>> begin SOURCE DATA
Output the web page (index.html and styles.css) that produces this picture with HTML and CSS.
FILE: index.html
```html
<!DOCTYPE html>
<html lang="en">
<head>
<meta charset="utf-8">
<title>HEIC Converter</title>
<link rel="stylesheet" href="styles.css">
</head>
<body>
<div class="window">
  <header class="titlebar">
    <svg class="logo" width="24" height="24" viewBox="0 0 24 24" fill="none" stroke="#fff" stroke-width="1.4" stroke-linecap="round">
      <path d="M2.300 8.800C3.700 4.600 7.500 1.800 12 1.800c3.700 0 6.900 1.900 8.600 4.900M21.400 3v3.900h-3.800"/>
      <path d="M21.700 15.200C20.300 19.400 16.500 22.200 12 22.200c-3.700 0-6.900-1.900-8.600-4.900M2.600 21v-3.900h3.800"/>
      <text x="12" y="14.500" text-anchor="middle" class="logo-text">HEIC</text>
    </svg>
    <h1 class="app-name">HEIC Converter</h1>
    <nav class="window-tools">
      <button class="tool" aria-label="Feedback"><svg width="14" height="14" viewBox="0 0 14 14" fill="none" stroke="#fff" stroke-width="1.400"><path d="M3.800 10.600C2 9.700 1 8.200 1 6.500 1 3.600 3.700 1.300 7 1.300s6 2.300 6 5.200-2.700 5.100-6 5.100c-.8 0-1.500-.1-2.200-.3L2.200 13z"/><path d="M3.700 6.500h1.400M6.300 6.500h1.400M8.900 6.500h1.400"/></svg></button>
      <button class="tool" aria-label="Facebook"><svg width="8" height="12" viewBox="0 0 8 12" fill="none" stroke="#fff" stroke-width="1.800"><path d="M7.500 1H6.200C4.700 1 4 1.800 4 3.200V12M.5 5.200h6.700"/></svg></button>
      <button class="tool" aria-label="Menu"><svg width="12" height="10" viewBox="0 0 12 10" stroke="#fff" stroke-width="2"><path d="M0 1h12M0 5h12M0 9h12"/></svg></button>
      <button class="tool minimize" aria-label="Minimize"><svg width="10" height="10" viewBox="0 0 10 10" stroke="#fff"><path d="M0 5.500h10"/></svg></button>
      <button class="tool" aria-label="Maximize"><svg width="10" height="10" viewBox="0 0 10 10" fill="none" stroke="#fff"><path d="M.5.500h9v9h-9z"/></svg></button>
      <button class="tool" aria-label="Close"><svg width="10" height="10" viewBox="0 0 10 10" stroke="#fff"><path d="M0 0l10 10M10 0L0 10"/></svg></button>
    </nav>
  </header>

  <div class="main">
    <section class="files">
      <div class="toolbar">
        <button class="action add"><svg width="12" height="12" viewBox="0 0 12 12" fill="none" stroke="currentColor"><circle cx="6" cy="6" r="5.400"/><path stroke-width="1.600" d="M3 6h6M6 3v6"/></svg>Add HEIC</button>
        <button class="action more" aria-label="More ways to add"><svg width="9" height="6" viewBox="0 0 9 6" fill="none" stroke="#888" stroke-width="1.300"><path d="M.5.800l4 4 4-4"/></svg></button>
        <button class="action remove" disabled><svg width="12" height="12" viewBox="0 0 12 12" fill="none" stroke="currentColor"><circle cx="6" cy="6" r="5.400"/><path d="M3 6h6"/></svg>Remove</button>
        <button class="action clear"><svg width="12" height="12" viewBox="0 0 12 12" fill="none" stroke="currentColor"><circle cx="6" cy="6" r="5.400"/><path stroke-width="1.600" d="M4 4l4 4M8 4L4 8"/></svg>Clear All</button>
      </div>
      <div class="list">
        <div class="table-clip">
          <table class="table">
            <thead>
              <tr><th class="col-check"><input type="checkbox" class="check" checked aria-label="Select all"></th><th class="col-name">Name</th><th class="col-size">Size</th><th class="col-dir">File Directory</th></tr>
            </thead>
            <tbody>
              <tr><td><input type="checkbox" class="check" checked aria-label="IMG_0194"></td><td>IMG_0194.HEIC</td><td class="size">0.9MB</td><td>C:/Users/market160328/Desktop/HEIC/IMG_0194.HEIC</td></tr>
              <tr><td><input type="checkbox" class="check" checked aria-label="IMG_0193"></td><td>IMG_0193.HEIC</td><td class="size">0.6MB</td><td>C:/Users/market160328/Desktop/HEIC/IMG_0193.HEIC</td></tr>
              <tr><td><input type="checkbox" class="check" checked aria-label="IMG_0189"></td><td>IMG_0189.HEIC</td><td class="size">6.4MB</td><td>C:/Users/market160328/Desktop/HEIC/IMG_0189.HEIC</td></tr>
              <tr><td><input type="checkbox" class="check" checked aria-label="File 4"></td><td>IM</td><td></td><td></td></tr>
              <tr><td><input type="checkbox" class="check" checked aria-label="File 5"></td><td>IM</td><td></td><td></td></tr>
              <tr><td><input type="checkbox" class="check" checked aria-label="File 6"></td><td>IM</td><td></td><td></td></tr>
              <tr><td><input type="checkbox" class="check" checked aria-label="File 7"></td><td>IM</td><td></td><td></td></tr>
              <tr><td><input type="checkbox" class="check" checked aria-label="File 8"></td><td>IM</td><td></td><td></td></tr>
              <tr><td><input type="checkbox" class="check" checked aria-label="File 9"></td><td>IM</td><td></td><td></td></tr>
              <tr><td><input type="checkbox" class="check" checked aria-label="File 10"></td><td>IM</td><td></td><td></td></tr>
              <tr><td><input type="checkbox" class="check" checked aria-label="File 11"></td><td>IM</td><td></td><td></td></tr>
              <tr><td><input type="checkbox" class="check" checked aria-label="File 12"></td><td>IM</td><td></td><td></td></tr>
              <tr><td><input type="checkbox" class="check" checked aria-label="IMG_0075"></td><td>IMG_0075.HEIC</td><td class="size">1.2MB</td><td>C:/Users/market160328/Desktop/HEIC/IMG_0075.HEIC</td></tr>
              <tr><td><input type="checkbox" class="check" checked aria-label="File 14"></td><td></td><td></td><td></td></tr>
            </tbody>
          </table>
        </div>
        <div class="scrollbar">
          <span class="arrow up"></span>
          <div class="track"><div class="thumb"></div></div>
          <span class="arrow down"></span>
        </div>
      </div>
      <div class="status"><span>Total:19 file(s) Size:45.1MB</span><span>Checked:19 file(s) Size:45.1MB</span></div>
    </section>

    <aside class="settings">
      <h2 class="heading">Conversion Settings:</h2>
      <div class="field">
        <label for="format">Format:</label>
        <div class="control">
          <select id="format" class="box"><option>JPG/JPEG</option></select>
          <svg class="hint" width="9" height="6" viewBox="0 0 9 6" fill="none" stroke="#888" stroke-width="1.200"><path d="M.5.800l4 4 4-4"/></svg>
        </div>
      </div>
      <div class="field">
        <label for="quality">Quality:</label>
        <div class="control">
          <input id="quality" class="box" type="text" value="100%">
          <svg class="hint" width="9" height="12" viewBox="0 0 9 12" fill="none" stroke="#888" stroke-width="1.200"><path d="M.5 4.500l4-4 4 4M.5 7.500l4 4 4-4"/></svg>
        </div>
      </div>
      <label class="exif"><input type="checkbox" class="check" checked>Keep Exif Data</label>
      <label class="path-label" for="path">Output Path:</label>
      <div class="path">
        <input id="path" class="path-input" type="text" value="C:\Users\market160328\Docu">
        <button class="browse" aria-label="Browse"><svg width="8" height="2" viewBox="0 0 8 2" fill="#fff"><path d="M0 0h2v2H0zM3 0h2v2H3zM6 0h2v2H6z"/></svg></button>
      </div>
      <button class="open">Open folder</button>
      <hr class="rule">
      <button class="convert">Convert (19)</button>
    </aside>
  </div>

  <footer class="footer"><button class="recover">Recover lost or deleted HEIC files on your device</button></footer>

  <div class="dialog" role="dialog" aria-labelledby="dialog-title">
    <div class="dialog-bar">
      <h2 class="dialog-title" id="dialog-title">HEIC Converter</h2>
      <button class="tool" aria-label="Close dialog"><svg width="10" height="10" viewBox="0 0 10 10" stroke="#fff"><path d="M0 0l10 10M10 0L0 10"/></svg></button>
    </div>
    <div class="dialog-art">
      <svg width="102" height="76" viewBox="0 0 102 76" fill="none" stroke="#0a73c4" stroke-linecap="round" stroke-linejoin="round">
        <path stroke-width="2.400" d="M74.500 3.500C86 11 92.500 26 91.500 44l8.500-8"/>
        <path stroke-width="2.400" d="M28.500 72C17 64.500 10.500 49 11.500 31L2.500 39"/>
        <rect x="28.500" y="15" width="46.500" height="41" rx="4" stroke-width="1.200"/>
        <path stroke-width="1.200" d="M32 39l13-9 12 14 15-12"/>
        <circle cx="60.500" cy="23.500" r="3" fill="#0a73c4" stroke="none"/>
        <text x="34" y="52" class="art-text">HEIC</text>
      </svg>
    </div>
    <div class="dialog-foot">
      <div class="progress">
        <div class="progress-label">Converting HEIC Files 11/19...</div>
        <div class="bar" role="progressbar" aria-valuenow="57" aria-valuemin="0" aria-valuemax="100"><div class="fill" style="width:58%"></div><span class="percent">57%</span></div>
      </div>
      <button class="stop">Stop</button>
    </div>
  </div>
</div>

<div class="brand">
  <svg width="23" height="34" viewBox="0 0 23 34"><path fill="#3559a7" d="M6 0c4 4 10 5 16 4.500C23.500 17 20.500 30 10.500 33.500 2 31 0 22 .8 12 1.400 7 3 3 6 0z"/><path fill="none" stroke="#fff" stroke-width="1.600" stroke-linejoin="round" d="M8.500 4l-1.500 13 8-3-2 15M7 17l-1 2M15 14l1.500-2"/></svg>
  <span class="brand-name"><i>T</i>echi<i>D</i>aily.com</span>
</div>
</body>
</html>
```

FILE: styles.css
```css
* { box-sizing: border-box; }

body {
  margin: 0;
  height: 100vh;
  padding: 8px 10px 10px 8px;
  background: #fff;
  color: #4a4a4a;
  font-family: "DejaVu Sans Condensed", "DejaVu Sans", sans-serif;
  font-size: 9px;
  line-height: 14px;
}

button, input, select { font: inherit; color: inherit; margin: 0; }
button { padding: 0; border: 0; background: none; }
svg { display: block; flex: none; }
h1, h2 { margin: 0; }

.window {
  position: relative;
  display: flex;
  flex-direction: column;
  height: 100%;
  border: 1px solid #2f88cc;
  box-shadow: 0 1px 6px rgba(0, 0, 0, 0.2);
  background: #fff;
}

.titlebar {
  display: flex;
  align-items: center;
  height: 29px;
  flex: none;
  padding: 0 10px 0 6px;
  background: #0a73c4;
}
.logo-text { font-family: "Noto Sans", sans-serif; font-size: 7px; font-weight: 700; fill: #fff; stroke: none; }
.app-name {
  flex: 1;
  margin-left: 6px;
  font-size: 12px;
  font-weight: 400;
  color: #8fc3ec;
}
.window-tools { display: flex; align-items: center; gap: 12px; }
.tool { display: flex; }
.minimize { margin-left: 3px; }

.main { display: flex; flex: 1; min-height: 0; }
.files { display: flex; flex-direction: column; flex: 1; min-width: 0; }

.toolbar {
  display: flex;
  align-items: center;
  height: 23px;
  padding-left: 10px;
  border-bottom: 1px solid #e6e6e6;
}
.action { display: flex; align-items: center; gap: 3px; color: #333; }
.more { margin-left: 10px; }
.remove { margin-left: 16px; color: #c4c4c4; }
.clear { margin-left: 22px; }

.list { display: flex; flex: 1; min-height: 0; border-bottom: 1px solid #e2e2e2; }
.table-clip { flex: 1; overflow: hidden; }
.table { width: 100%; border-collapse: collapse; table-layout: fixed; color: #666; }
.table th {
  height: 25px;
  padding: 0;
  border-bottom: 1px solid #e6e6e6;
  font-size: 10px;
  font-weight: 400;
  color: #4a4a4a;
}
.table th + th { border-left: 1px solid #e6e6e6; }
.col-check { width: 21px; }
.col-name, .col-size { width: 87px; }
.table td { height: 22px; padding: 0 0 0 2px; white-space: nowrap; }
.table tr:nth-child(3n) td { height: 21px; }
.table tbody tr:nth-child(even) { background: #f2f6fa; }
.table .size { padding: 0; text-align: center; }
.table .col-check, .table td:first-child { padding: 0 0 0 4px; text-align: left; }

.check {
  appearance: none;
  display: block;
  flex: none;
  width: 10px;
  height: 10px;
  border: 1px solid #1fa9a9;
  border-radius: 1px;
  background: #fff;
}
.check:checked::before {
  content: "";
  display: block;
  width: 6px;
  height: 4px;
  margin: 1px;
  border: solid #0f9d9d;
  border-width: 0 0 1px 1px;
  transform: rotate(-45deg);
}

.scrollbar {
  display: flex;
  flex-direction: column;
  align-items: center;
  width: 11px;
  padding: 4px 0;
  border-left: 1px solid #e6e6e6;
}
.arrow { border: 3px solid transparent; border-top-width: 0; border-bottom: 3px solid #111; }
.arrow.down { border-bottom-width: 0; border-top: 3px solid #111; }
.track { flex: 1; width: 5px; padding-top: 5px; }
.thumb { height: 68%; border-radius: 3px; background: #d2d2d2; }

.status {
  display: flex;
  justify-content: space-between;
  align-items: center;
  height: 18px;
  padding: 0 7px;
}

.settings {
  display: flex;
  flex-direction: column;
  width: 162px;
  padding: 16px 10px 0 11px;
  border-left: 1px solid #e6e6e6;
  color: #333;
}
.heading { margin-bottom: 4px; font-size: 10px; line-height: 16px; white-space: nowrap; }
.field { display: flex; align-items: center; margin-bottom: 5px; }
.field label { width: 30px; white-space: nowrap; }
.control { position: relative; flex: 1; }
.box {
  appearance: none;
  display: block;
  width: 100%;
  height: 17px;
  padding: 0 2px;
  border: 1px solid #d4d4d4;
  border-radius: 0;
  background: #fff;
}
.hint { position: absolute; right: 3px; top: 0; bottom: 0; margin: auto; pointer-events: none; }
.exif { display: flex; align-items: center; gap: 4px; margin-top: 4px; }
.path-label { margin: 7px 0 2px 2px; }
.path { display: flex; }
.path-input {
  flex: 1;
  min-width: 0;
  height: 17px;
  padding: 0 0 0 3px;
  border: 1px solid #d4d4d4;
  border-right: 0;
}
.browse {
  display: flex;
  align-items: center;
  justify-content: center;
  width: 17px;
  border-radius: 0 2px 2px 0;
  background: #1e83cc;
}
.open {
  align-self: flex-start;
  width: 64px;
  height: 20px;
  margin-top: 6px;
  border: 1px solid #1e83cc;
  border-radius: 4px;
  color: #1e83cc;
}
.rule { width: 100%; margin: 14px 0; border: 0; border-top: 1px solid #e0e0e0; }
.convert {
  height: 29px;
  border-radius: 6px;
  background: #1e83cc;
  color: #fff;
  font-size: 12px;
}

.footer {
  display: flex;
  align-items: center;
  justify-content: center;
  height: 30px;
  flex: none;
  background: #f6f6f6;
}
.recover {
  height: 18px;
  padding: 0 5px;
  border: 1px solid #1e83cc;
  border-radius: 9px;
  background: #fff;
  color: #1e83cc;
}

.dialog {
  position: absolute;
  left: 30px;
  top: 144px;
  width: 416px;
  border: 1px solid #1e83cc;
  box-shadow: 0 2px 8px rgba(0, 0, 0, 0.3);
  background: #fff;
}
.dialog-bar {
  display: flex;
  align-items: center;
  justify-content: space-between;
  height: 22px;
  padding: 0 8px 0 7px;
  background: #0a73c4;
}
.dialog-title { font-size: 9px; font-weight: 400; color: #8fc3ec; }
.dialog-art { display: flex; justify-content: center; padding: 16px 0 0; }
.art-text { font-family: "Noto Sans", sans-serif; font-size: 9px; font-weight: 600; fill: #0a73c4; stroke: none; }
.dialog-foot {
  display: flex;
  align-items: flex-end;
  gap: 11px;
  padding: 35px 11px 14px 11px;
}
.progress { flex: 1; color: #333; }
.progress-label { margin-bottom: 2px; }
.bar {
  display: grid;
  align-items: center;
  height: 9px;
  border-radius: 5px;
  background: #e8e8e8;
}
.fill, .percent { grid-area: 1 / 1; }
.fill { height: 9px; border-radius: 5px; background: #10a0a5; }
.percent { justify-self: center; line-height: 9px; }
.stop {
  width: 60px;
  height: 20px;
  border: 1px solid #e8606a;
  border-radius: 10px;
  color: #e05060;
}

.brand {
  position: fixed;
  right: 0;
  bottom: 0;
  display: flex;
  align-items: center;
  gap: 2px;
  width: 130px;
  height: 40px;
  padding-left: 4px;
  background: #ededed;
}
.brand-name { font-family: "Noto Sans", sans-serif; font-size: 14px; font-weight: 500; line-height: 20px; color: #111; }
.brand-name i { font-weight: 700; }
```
>> end SOURCE DATA
Tally up the lines holding the string "styles" in this listing, and report the total alone.

3